Security Testing Orchestration Outage – EU Region.

Incident Report for Harness

Postmortem

Summary

Between 19:15 PST and 23:15 PST on 23 November 2025, customers on the EU1 cluster experienced an STO service outage. The outage was caused by a spike in memory usage, which pushed the pods into an unhealthy state.

Root Cause

The refid-cache sidecar was configured with a 256 MiB memory limit. During an unusually large CVE/EPSS data sync, memory usage exceeded this limit, resulting in OOMKills.
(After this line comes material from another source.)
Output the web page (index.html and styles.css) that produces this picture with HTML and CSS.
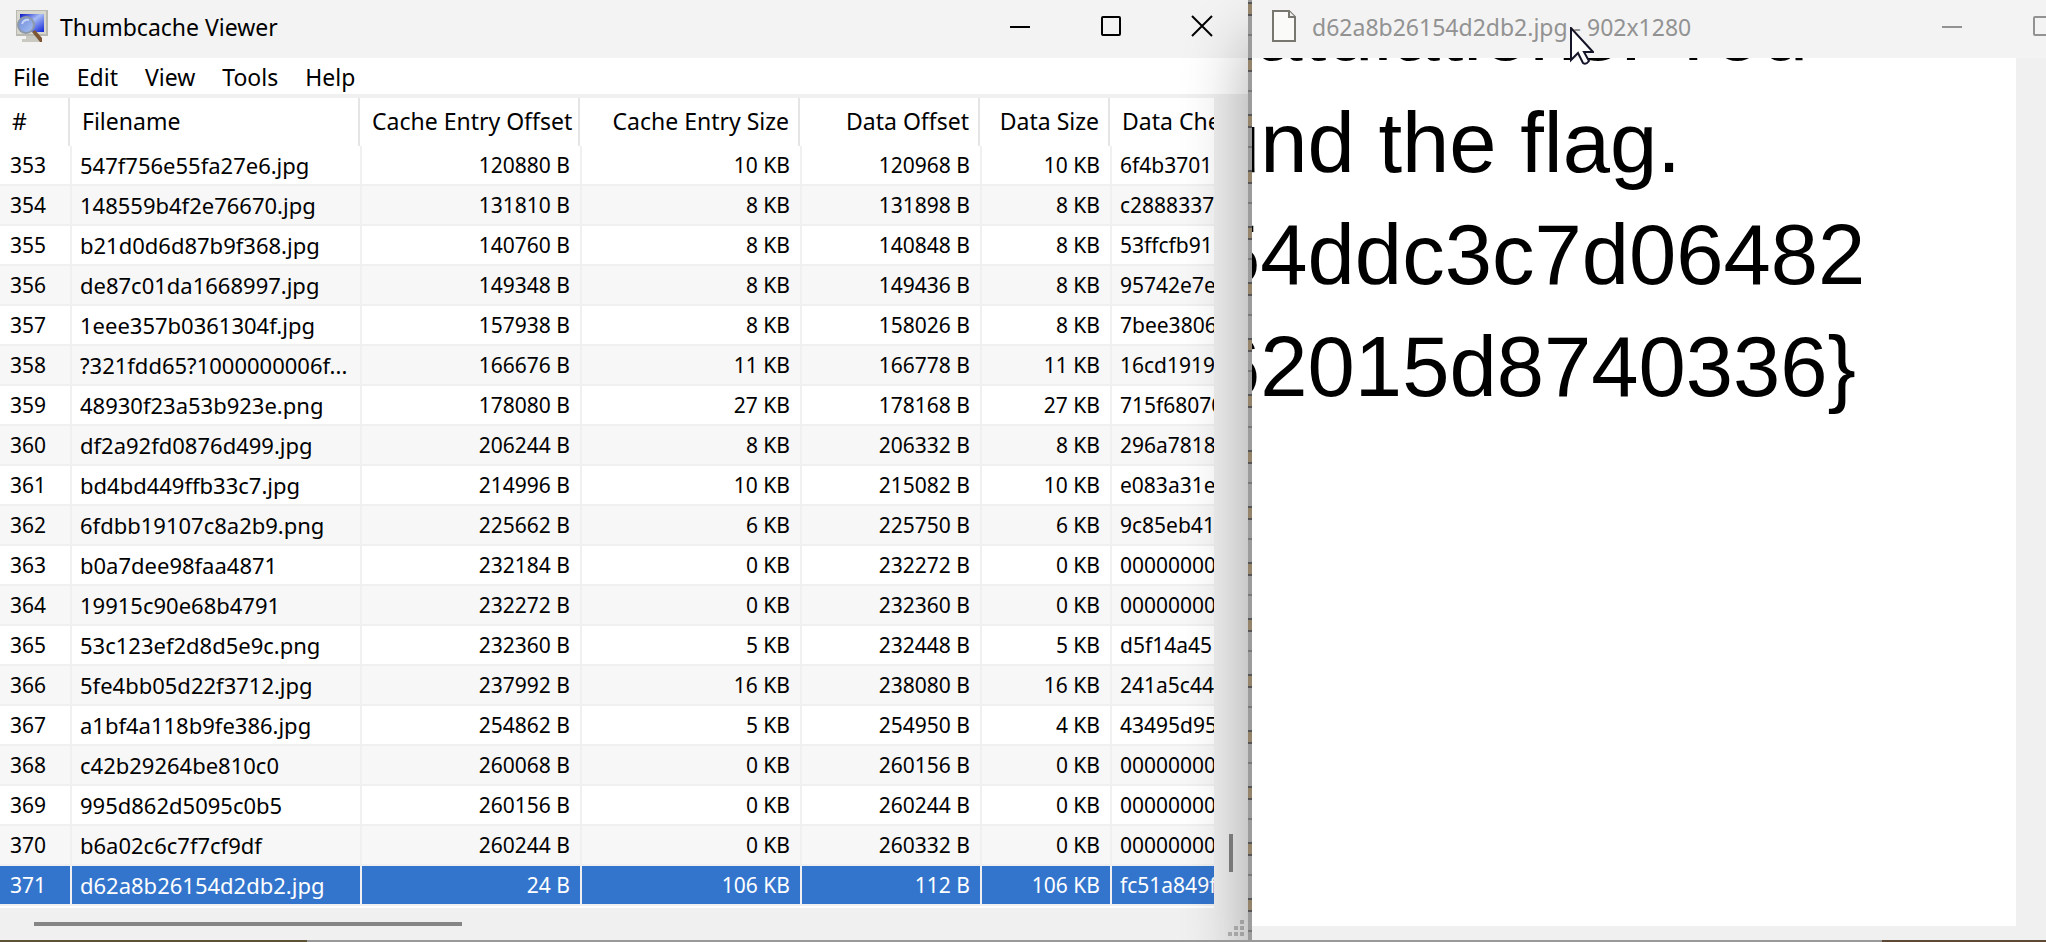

This caused the pod to be marked unhealthy and enter a CrashLoopBackOff state, rendering sto-core unavailable in the EU1 cluster.

Impact

  • Customer Impact: All customers on the EU1 cluster were unable to use STO.

    • STO scans failed
    • STO API endpoints were unreachable
    • No STO functionality was available while sto-core was down
  • Other Environments: No impact on non-EU clusters

  • Duration: Approximately four hours (19:15 PST – 23:15 PST, 23 November 2025)

Remediation

Immediate Fix

  • Increased the refid-cache sidecar memory limit from 256 MiB to 1 GiB.

Action Items

  • Implement enhanced monitoring and alerting on memory utilization and any downstream impacts.
  • Improve service reliability through design updates to ensure components remain resilient and do not cause full service outages.
  • To Prevent such issues and to be proactive Continue memory profiling and load testing of CVE/EPSS sync workloads to validate and optimize memory limits.
Posted Nov 30, 2025 - 21:48 PST

Resolved

This incident has been resolved.
Posted Nov 24, 2025 - 00:00 PST

Monitoring

A fix has been implemented and we are monitoring the results.
Posted Nov 23, 2025 - 23:15 PST

Update

We are continuing to work on a fix for this issue.
Posted Nov 23, 2025 - 23:05 PST

Identified

The issue has been identified and a fix is being implemented.
Posted Nov 23, 2025 - 19:15 PST
This incident affected: Prod Eu1 (Security Testing Orchestration (STO)).